A Mozambique Revolution era um orgão oficial da Frelimo em inglês.
No livro O Meu Coração Está nas Mãos de Um Negro, Nadja Manguezi afirma "Eduardo Mondlane, Presidente da Frelimo, tinha sido morto por uma bomba ao abrir o seu correio numa casa de praia em Oyster Bay"
No programa Uma Data na História, da Rádio Moçambique, transmitido em 3 de Fevereiro de 1991, diz-se:
"Segunda feira, 3 de Fevereiro, como habitualmente, Mondlane sai de casa, de manhã e passa pelos escritóriois da Frelimo para recolher a sua correspondência, dirigindo-se depois para uma casa de praia, nos arrewdores da cidade..."

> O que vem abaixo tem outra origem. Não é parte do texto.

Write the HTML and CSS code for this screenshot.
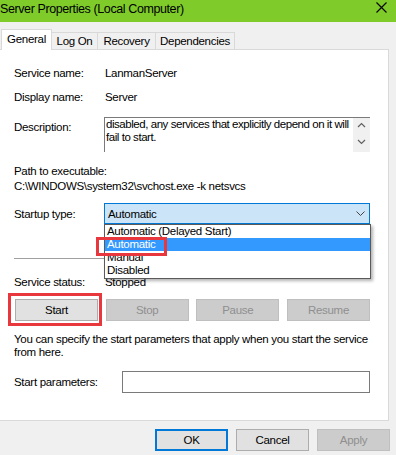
FILE: index.html
```html
<!DOCTYPE html>
<html lang="en">
  <head>
    <link rel="stylesheet" href="styles.css">
  </head>
  <body>
    <div class="dialog">
      <div class="titlebar">
        <span class="title">Server Properties (Local Computer)</span>
        <svg class="close" width="11" height="11" viewBox="0 0 11 11">
          <path d="M0.5 0.5 L10.5 10.5 M10.5 0.5 L0.5 10.5" stroke="#000" stroke-width="1.1" fill="none" />
        </svg>
      </div>

      <div class="tabs">
        <div class="tab active tab-general">General</div>
        <div class="tab tab-logon">Log On</div>
        <div class="tab tab-recovery">Recovery</div>
        <div class="tab tab-deps">Dependencies</div>
      </div>

      <div class="panel">
        <div class="row row-name">
          <span class="label">Service name:</span>
          <span>LanmanServer</span>
        </div>
        <div class="row row-display">
          <span class="label">Display name:</span>
          <span>Server</span>
        </div>
        <div class="row row-desc">
          <span class="label">Description:</span>
          <div class="desc-box">
            <div class="desc-text">disabled, any services that explicitly depend on it will<br>fail to start.</div>
            <svg class="scroll" width="17" height="34" viewBox="0 0 17 34">
              <polyline points="5,9 8.5,5.5 12,9" stroke="#606060" stroke-width="1.2" fill="none" />
              <polyline points="5,22 8.5,25.5 12,22" stroke="#606060" stroke-width="1.2" fill="none" />
            </svg>
          </div>
        </div>
        <div class="row row-path">Path to executable:</div>
        <div class="row row-exe">C:\WINDOWS\system32\svchost.exe -k netsvcs</div>
        <div class="row row-startup">
          <span class="label">Startup type:</span>
          <div class="select">
            <span>Automatic</span>
            <svg class="chev" width="9" height="6" viewBox="0 0 9 6">
              <polyline points="0.5,0.5 4.5,4.5 8.5,0.5" stroke="#444" stroke-width="1" fill="none" />
            </svg>
          </div>
        </div>
        <div class="sep"></div>
        <div class="row row-status">
          <span class="label">Service status:</span>
          <span>Stopped</span>
        </div>
        <div class="actions">
          <div class="btn">Start</div>
          <div class="btn disabled">Stop</div>
          <div class="btn disabled">Pause</div>
          <div class="btn disabled">Resume</div>
        </div>
        <p class="help">You can specify the start parameters that apply when you start the service<br>from here.</p>
        <div class="row row-params">
          <span class="label">Start parameters:</span>
          <div class="input"></div>
        </div>
      </div>

      <div class="footer">
        <div class="btn btn-small default">OK</div>
        <div class="btn btn-small">Cancel</div>
        <div class="btn btn-small disabled">Apply</div>
      </div>

      <!-- open combobox list, drawn over the panel -->
      <div class="dropdown">
        <div class="item">Automatic (Delayed Start)</div>
        <div class="item selected">Automatic</div>
        <div class="item">Manual</div>
        <div class="item">Disabled</div>
      </div>

      <div class="mark mark-auto"></div>
      <div class="mark mark-start"></div>
    </div>
  </body>
</html>
```

FILE: styles.css
```css
body {
  margin: 0;
  font-family: "Liberation Sans", Arial, sans-serif;
  font-size: 11.5px;
  letter-spacing: -0.3px;
  color: #000;
}

.dialog {
  position: relative;
  width: 396px;
  height: 455px;
  overflow: hidden;
  background: #f0f0f0;
}

/* title bar */
.titlebar {
  height: 22px;
  display: flex;
  align-items: flex-start;
  background: #7fcb29;
}
.title {
  padding-top: 2px;
  font-size: 12.5px;
  line-height: 15px;
  letter-spacing: -0.4px;
}
.close {
  margin: 2px 9px 0 auto;
}

/* tabs */
.tabs {
  height: 27px;
  display: flex;
  align-items: flex-end;
  padding-left: 1px;
}
.tab {
  height: 17px;
  box-sizing: border-box;
  border: 1px solid #d9d9d9;
  border-bottom: none;
  margin-left: -1px;
  line-height: 16px;
  text-align: center;
  background: #f0f0f0;
}
.tab.active {
  height: 21px;
  margin-left: 0;
  margin-bottom: -1px;
  position: relative;
  z-index: 1;
  line-height: 19px;
  background: #fff;
}
.tab-general { width: 51px; }
.tab-logon { width: 47px; }
.tab-recovery { width: 59px; }
.tab-deps { width: 80px; }

/* page body */
.panel {
  width: 390px;
  height: 372px;
  margin-left: -1px;
  box-sizing: border-box;
  border: 1px solid #d9d9d9;
  padding-left: 14px;
  background: #fff;
}
.row {
  display: flex;
  height: 14px;
  line-height: 14px;
}
.label {
  width: 91px;
  flex: none;
}
.row-name { margin-top: 16px; }
.row-display { margin-top: 10px; }
.row-desc {
  height: 35px;
  margin-top: 13px;
}
.row-desc .label {
  width: 90px;
  padding-top: 3px;
}
.desc-box {
  width: 266px;
  height: 35px;
  box-sizing: border-box;
  display: flex;
  border-top: 1px solid #7a7a7a;
  border-left: 1px solid #7a7a7a;
}
.desc-text {
  flex: 1;
  padding-left: 1px;
  line-height: 13px;
  letter-spacing: -0.45px;
  white-space: nowrap;
  overflow: hidden;
}
.scroll {
  flex: none;
  background: #f0f0f0;
}
.row-path { margin-top: 12px; }
.row-exe { margin-top: 1px; }
.row-startup {
  height: 21px;
  margin-top: 10px;
}
.row-startup .label {
  width: 90px;
  padding-top: 4px;
}
.select {
  width: 266px;
  height: 21px;
  box-sizing: border-box;
  display: flex;
  align-items: center;
  padding-left: 3px;
  border: 1px solid #0078d7;
  background: #cce4f7;
}
.chev {
  margin: 0 4px 0 auto;
}
.sep {
  width: 356px;
  height: 1px;
  margin-top: 34px;
  background: #a0a0a0;
}
.row-status { margin-top: 16px; }

.actions {
  width: 355px;
  margin: 10px 0 0 1px;
  display: flex;
  justify-content: space-between;
}
.btn {
  width: 83px;
  height: 22px;
  box-sizing: border-box;
  border: 1px solid #adadad;
  background: #e1e1e1;
  line-height: 20px;
  text-align: center;
}
.btn.disabled {
  border-color: #bfbfbf;
  background: #cccccc;
  color: #8f8f8f;
}
.help {
  margin: 12px 0 0;
  line-height: 13px;
}
.row-params {
  height: 22px;
  margin-top: 12px;
}
.row-params .label {
  width: 108px;
  padding-top: 4px;
}
.input {
  width: 248px;
  height: 22px;
  box-sizing: border-box;
  border: 1px solid #7a7a7a;
}

/* dialog buttons */
.footer {
  display: flex;
  justify-content: flex-end;
  gap: 8px;
  padding: 8px 6px 0 0;
}
.btn-small {
  width: 73px;
}
.btn.default {
  border: 2px solid #0078d7;
  line-height: 18px;
}

/* combobox list */
.dropdown {
  position: absolute;
  left: 104px;
  top: 224px;
  width: 267px;
  height: 55px;
  box-sizing: border-box;
  border: 1px solid #5a5a5a;
  background: #fff;
  box-shadow: 2px 2px 3px rgba(0, 0, 0, 0.3);
  z-index: 2;
}
.item {
  height: 13px;
  line-height: 13px;
  padding-left: 2px;
}
.item.selected {
  background: #3399ff;
  color: #fff;
}

/* red highlight frames */
.mark {
  position: absolute;
  box-sizing: border-box;
  border: 3px solid #e8383d;
  z-index: 3;
}
.mark-auto {
  left: 96px;
  top: 237px;
  width: 71px;
  height: 19px;
}
.mark-start {
  left: 8px;
  top: 293px;
  width: 94px;
  height: 33px;
}
```
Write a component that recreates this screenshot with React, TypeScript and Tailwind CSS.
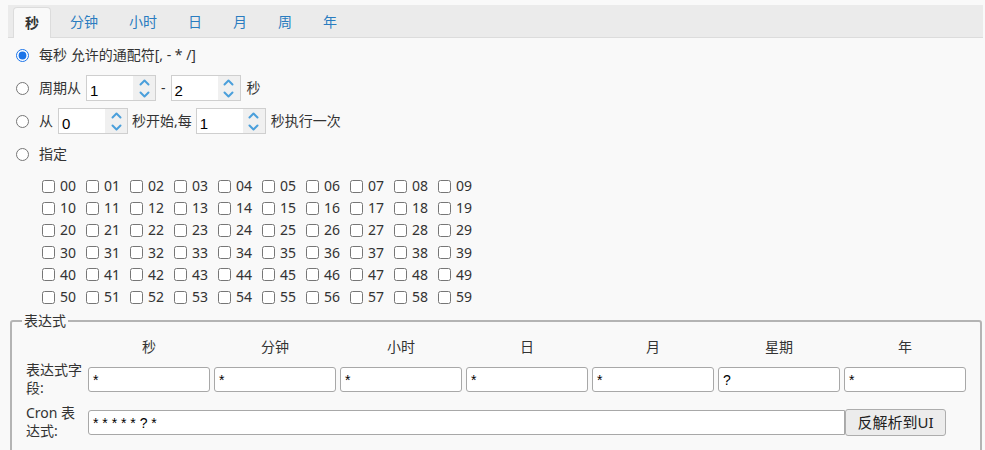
import React from 'react';

const tabs = ['秒', '分钟', '小时', '日', '月', '周', '年'];
const fields = ['*', '*', '*', '*', '*', '?', '*'];
const heads = ['秒', '分钟', '小时', '日', '月', '星期', '年'];

// Little up/down chevrons of the number box
const Chevron = ({ up }: { up?: boolean }) => (
    <svg width="11" height="7" viewBox="0 0 11 7">
        <path
            d={up ? 'M1.5 5.5 L5.5 1.5 L9.5 5.5' : 'M1.5 1.5 L5.5 5.5 L9.5 1.5'}
            fill="none"
            stroke="#4a9fdb"
            strokeWidth="2"
            strokeLinecap="round"
            strokeLinejoin="round"
        />
    </svg>
);

const Spin = ({ value }: { value: string }) => (
    <div className="flex h-[26px] w-[70px] border border-[#cfcfcf] bg-white">
        <div className="flex-1 pl-[3px] pt-[6px] font-['Liberation_Sans',sans-serif] text-[15px] leading-[18px] text-black">
            {value}
        </div>
        <div className="flex w-[22px] flex-col items-center justify-center gap-[5px] bg-[#f0f0f0]">
            <Chevron up />
            <Chevron />
        </div>
    </div>
);

const Radio = ({ checked }: { checked?: boolean }) => (
    <input
        type="radio"
        name="mode"
        defaultChecked={checked}
        className="m-0 h-[13px] w-[13px] shrink-0 accent-[#1a73e8]"
    />
);

const App = () => {
    const rows = Array.from({ length: 6 }, (_, r) =>
        Array.from({ length: 10 }, (_, c) => String(r * 10 + c).padStart(2, '0')),
    );

    return (
        <div className="h-[450px] overflow-hidden bg-[#f9f9f9] pt-[5px] font-['Noto_Sans','Noto_Sans_CJK_SC',sans-serif] text-[14px] text-[#333]">
            {/* Tabs */}
            <div className="ml-[8px] mr-[2px] flex h-[33px] items-end gap-[7px] border-b border-[#dcdcdc] bg-[#ebebeb] pl-[5px]">
                {tabs.map((t, i) => (
                    <div
                        key={t}
                        className={
                            i === 0
                                ? 'relative -mb-px flex h-[31px] items-center rounded-t-[4px] border border-b-0 border-[#dcdcdc] bg-[#f9f9f9] px-[11px] font-bold leading-none text-[#333]'
                                : 'flex h-[30px] items-center px-[12px] leading-none text-[#2a7cc0]'
                        }
                    >
                        {t}
                    </div>
                ))}
            </div>

            {/* Modes */}
            <div className="flex flex-col gap-[7px] pl-[16px] pt-[4px] leading-[18px]">
                <div className="flex h-[26px] items-center">
                    <Radio checked />
                    <span className="ml-[10px]">每秒 允许的通配符[, - * /]</span>
                </div>
                <div className="flex h-[26px] items-center">
                    <Radio />
                    <span className="ml-[10px]">周期从</span>
                    <div className="ml-[5px]">
                        <Spin value="1" />
                    </div>
                    <span className="mx-[5px]">-</span>
                    <Spin value="2" />
                    <span className="ml-[6px]">秒</span>
                </div>
                <div className="flex h-[26px] items-center">
                    <Radio />
                    <span className="ml-[10px]">从</span>
                    <div className="ml-[5px]">
                        <Spin value="0" />
                    </div>
                    <span className="ml-[4px] mr-[4px]">秒开始,每</span>
                    <Spin value="1" />
                    <span className="ml-[5px]">秒执行一次</span>
                </div>
                <div className="flex h-[26px] items-center">
                    <Radio />
                    <span className="ml-[10px]">指定</span>
                </div>
            </div>

            {/* Specific seconds */}
            <div className="mt-[8px] flex flex-col pl-[42px]">
                {rows.map((row, r) => (
                    <div key={r} className="flex h-[22.2px] items-center">
                        {row.map((n) => (
                            <label key={n} className="flex w-[44px] items-center">
                                <input type="checkbox" className="m-0 h-[13px] w-[13px]" />
                                <span className="ml-[5px] leading-[18px]">{n}</span>
                            </label>
                        ))}
                    </div>
                ))}
            </div>

            {/* Expression */}
            <fieldset className="ml-[10px] mr-[3px] mt-[4px] rounded-[3px] border-2 border-[#b4b4b4] px-[10px] pb-[30px]">
                <legend className="px-[2px] leading-[18px]">表达式</legend>
                <div className="mt-[5px] grid grid-cols-[66px_repeat(7,126px)] items-center">
                    <div className="h-[24px]" />
                    {heads.map((h) => (
                        <div key={h} className="h-[24px] pr-[4px] text-center leading-[24px]">
                            {h}
                        </div>
                    ))}

                    <div className="mt-[2px] w-[60px] pl-[4px] leading-[18px]">表达式字段:</div>
                    {fields.map((f, i) => (
                        <div key={i} className="mt-[2px] pr-[4px]">
                            <div className="h-[25px] rounded-[3px] border border-[#a8a8a8] bg-white pl-[4px] pt-[3px] font-['Liberation_Sans',sans-serif] text-[14px] leading-[18px] text-black">
                                {f}
                            </div>
                        </div>
                    ))}

                    <div className="mt-[7px] w-[60px] pl-[4px] leading-[18px]">Cron 表达式:</div>
                    <div className="col-span-7 mt-[7px] flex items-center">
                        <div className="h-[25px] w-[757px] rounded-l-[3px] border border-[#a8a8a8] bg-white pl-[4px] pt-[3px] font-['Liberation_Sans',sans-serif] text-[14px] leading-[18px] text-black">
                            * * * * * ? *
                        </div>
                        <button className="h-[27px] w-[101px] rounded-[3px] border border-[#adadad] bg-[#ececec] text-[15px] leading-none text-[#222]">
                            反解析到UI
                        </button>
                    </div>
                </div>
            </fieldset>
        </div>
    );
};

export default App;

A revista Sechaba, do ANC da África do Sul, ao anunciar a morte, diz:
"Dr. Eduardo Mondlane, who was killed by a time bomb while working at a desk in the house of a friend"
O Notícias de Lourenço Marques deu a notícia da seguinte maneira:
" O Dr. Eduardo Mondlane, presidente da Frelimo, foi hoje assassinado num chalé situado numa praia nos subúrbios de Dar-es-salam, segundo noticiou esta noite o governo da Tanzania.
Mondlane, que foi vitimado pela explosão de uma bomba relógio, teve morte instantania às 11h 20m, num luxuoso chalé propriedade de uma americana, miss Betty King, apenas a uma centena de metros da residência do Presidente Nyerere."
Como se vê pelos exemplos acima, é falso que a versão oficial da Frelimo seja de que Mondlane morreu nos escritórios da Frelimo.
O jornal cita um livro escolar a dizer aquilo, mas o facto de o livro conter um erro não significa mais do que isso mesmo. Um erro.
Saliento que não sou membro, nem sequer simpatizante, da Frelimo, mas continuo a acreditar que jornalismo é outra coisa diferente de publicar patacoadas sem um mínimo de investigação.